Predicting the Future in Science, Economics, and Politics
Edited by Frank Whelon Wayman, Paul R. Williamson, Bruce Bueno de Mesquita and Solomon Polachek
Extract
Forecasting the future is especially difficult when predicting rare events such as volcanic eruptions, earthquakes, nuclear weapons acquisition, or war. In this part of the book, we examine methods for making such predictions. If a predictor variable rarely changes much, and tends to persist, then it can be used to predict something that otherwise might be quite surprising. Tago and Singer (Chapter 8) use this insight to predict nuclear proliferation. For example, rivalries between sovereign states (such as the Franco-German rivalry of 1870–1945, the US–Soviet rivalry of the Cold War, or the Indo-Pakistani rivalry since their independence in 1947) tend to be very persistent, and to be strong predictors of nuclear weapons proliferation.

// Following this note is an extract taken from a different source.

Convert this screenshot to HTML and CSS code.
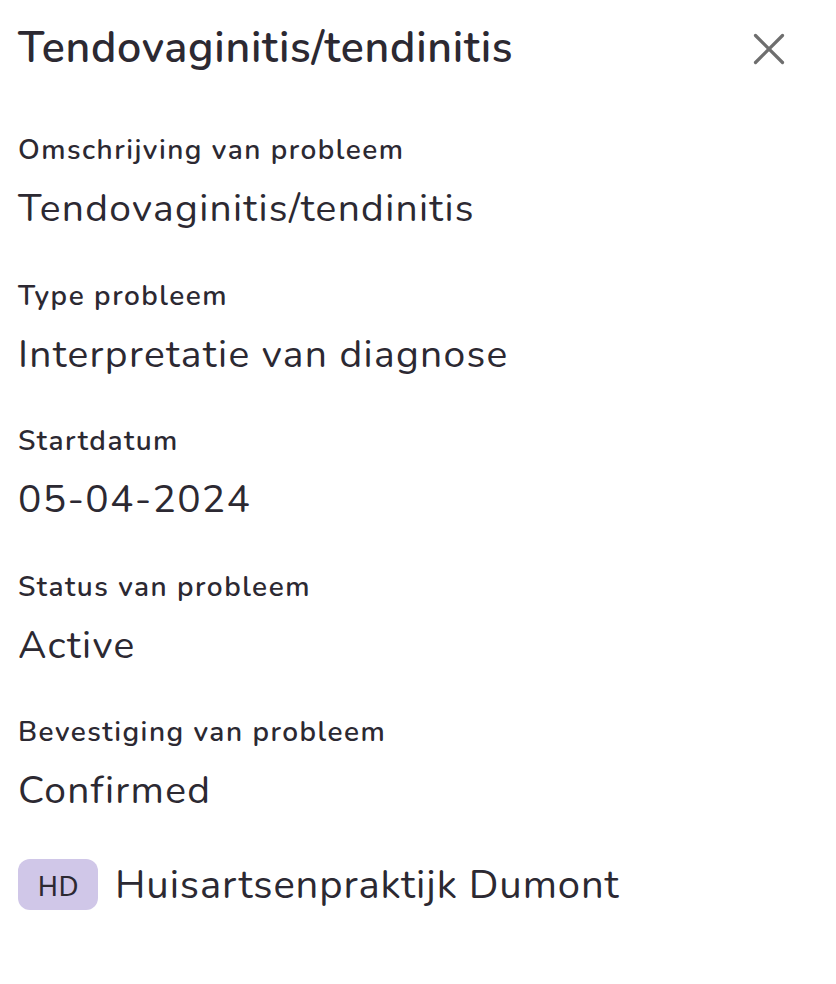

Tago and Singer show that such a focus can successfully predict nuclear weapons proliferation in the past, and yield forecasts about likely future nuclear programs. Their forecasts, for developments two decades out, will gradually be verified, or not, with the benefit of hindsight. The Israeli destruction of what appears to have been a Syrian nuclear facility in September 2007, for instance, is indicative of a hotspot that could be predicted by Tago and Singer from the model in their chapter (based on Syria’s rivalry with Israel, etc.).